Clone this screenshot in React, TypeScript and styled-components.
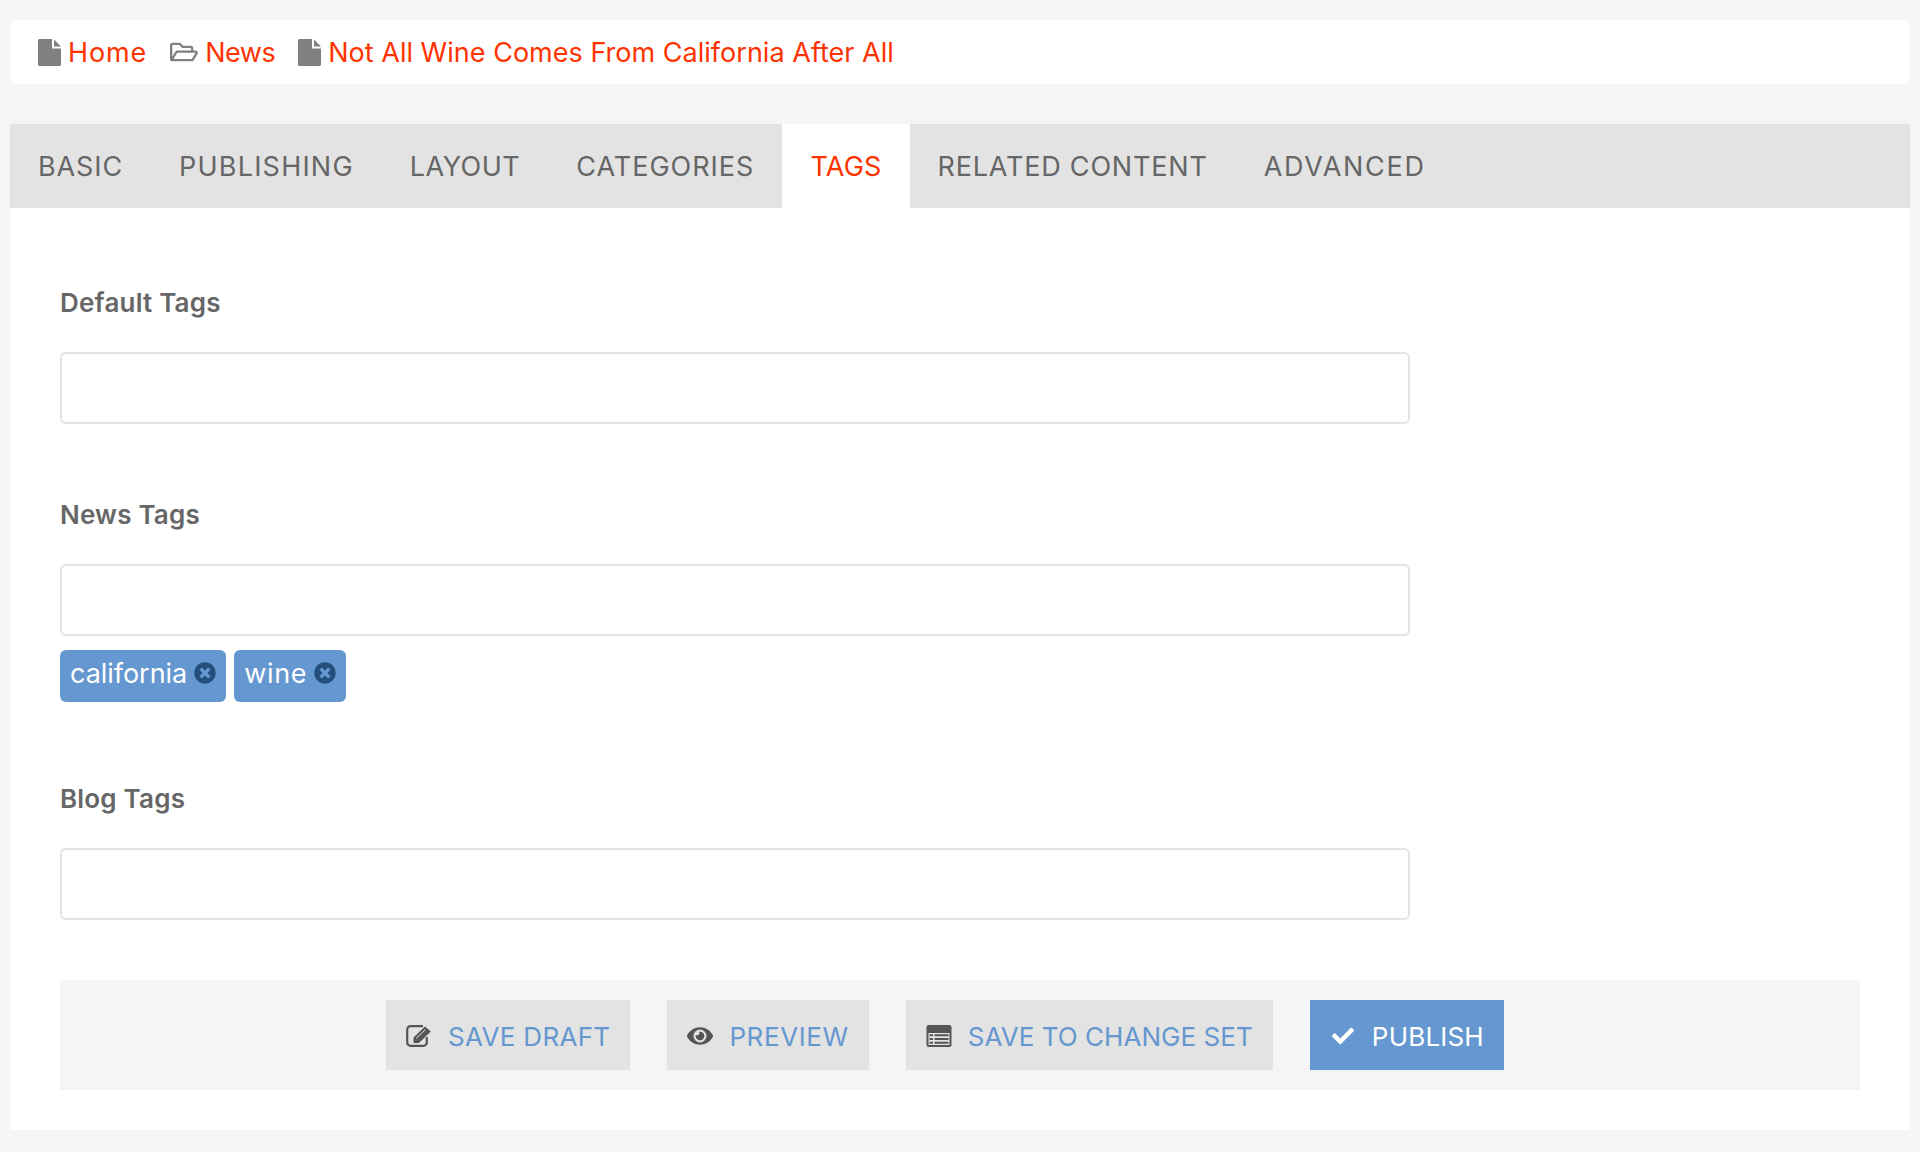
import React from "react";
import styled, { createGlobalStyle } from "styled-components";
import { FaRegFolderOpen, FaEye, FaCheck, FaTimesCircle } from "react-icons/fa";

const Global = createGlobalStyle`
  html, body { margin: 0; padding: 0; background: #f5f5f5; }
  * { box-sizing: border-box; }
  body { font-family: Inter, "Liberation Sans", sans-serif; color: #666; }
`;
const Page = styled.div`
  padding: 20px 10px 22px;
`;
const Breadcrumb = styled.nav`
  height: 64px;
  background: #fff;
  border-radius: 8px;
  display: flex;
  align-items: center;
  padding-left: 28px;
  gap: 23px;
  margin-bottom: 40px;
`;
const Crumb = styled.a<{ $tracking: number }>`
  display: flex;
  align-items: center;
  gap: 7px;
  color: #ff3300;
  font-size: 27px;
  letter-spacing: ${(p) => p.$tracking}px;
  svg { color: #808080; flex: none; }
`;
const Tabs = styled.div`
  display: flex;
  height: 84px;
  background: #e3e3e3;
`;
const Tab = styled.div<{ $active?: boolean; $tracking: number }>`
  display: flex;
  align-items: center;
  padding: 0 28px;
  font-size: 27px;
  letter-spacing: ${(p) => p.$tracking}px;
  color: ${(p) => (p.$active ? "#ff3300" : "#666")};
  background: ${(p) => (p.$active ? "#fff" : "transparent")};
`;
const Card = styled.div`
  background: #fff;
  padding: 80px 50px 40px;
`;
const Field = styled.div<{ $after: number }>`
  width: 1350px;
  margin-bottom: ${(p) => p.$after}px;
`;
const Label = styled.div`
  height: 30px;
  line-height: 30px;
  font-size: 26px;
  font-weight: 600;
  letter-spacing: 0.2px;
  color: #666;
  margin-bottom: 34px;
`;
const Input = styled.input`
  display: block;
  width: 100%;
  height: 72px;
  border: 2px solid #e3e3e3;
  border-radius: 6px;
  background: #fff;
  outline: none;
`;
const Chips = styled.div`
  display: flex;
  gap: 8px;
  margin-top: 14px;
`;
const Chip = styled.span<{ $tracking: number }>`
  display: flex;
  align-items: center;
  gap: 7px;
  height: 52px;
  padding: 0 10px 6px;
  background: #6597d0;
  color: #fff;
  border-radius: 6px;
  font-size: 27px;
  letter-spacing: ${(p) => p.$tracking}px;
  svg { color: #234f7d; font-size: 22px; }
`;
const Actions = styled.div`
  display: flex;
  justify-content: center;
  gap: 37px;
  padding: 20px 30px 20px 0;
  background: #f5f5f5;
`;
const Action = styled.button<{ $primary?: boolean; $tracking: number }>`
  display: flex;
  align-items: center;
  gap: 16px;
  height: 70px;
  padding: 2px 20px 0;
  border: 0;
  font: inherit;
  font-size: 26px;
  letter-spacing: ${(p) => p.$tracking}px;
  background: ${(p) => (p.$primary ? "#6597d0" : "#e3e3e3")};
  color: ${(p) => (p.$primary ? "#fff" : "#6597d0")};
`;
const ActionIcon = styled.span<{ $primary?: boolean }>`
  display: flex;
  justify-content: center;
  width: 26px;
  color: ${(p) => (p.$primary ? "#fff" : "#555")};
`;

const FileIcon = () => (
  <svg width="23" height="27" viewBox="0 0 23 27" fill="currentColor">
    <path d="M1.5 0H14V9.5H23V25.5A1.5 1.5 0 0 1 21.5 27H1.5A1.5 1.5 0 0 1 0 25.5V1.5A1.5 1.5 0 0 1 1.5 0Z" />
    <path d="M16 0.5L23 7.5H16Z" />
  </svg>
);
const EditIcon = () => (
  <svg width="26" height="22" viewBox="0 0 26 22" fill="none" stroke="currentColor">
    <path d="M17 1.2H4.5A3.3 3.3 0 0 0 1.2 4.5V17.5A3.3 3.3 0 0 0 4.5 20.8H17.5A3.3 3.3 0 0 0 20.8 17.5V12" strokeWidth="2.2" />
    <path d="M7.5 12.5L19 1.5L24.8 6.5L13 18H7.5Z" fill="currentColor" stroke="none" />
    <path d="M10 13.5L19.5 4.5" stroke="#e3e3e3" strokeWidth="1" />
  </svg>
);
const ListIcon = () => (
  <svg width="26" height="22" viewBox="0 0 26 22">
    <rect x="0.5" width="25" height="22" rx="2.5" fill="#555" />
    <rect x="2.5" y="8" width="21" height="12" fill="#e3e3e3" />
    <path d="M3.5 9.2H7V11.2H3.5ZM3.5 13H7V15H3.5ZM3.5 16.8H7V18.8H3.5ZM8.5 9.2H22.5V11.2H8.5ZM8.5 13H22.5V15H8.5ZM8.5 16.8H22.5V18.8H8.5Z" fill="#555" />
  </svg>
);

export default function App() {
  return (
    <Page>
      <Global />
      <Breadcrumb>
        <Crumb $tracking={0.9}><FileIcon />Home</Crumb>
        <Crumb $tracking={-0.5}><FaRegFolderOpen size={28} />News</Crumb>
        <Crumb $tracking={0.02}><FileIcon />Not All Wine Comes From California After All</Crumb>
      </Breadcrumb>
      <Tabs>
        <Tab $tracking={0.9}>BASIC</Tab>
        <Tab $tracking={1.2}>PUBLISHING</Tab>
        <Tab $tracking={0.5}>LAYOUT</Tab>
        <Tab $tracking={1.0}>CATEGORIES</Tab>
        <Tab $active $tracking={0.2}>TAGS</Tab>
        <Tab $tracking={0.8}>RELATED CONTENT</Tab>
        <Tab $tracking={1.7}>ADVANCED</Tab>
      </Tabs>
      <Card>
        <Field $after={76}>
          <Label>Default Tags</Label>
          <Input />
        </Field>
        <Field $after={82}>
          <Label>News Tags</Label>
          <Input />
          <Chips>
            <Chip $tracking={-0.04}>california<FaTimesCircle /></Chip>
            <Chip $tracking={0.7}>wine<FaTimesCircle /></Chip>
          </Chips>
        </Field>
        <Field $after={60}>
          <Label>Blog Tags</Label>
          <Input />
        </Field>
        <Actions>
          <Action $tracking={0.3}><ActionIcon><EditIcon /></ActionIcon>SAVE DRAFT</Action>
          <Action $tracking={0.6}><ActionIcon><FaEye size={26} /></ActionIcon>PREVIEW</Action>
          <Action $tracking={0.05}><ActionIcon><ListIcon /></ActionIcon>SAVE TO CHANGE SET</Action>
          <Action $primary $tracking={0.2}><ActionIcon $primary><FaCheck size={22} /></ActionIcon>PUBLISH</Action>
        </Actions>
      </Card>
    </Page>
  );
}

_Given exercise:_
Leave out the pictures and repeat the lines from the start of the material through the line with "FaEye, FaCheck, FaTimesCircle", inclusive.

_Answer to the task:_
Clone this screenshot in React, TypeScript and styled-components.
import React from "react";
import styled, { createGlobalStyle } from "styled-components";
import { FaRegFolderOpen, FaEye, FaCheck, FaTimesCircle } from "react-icons/fa";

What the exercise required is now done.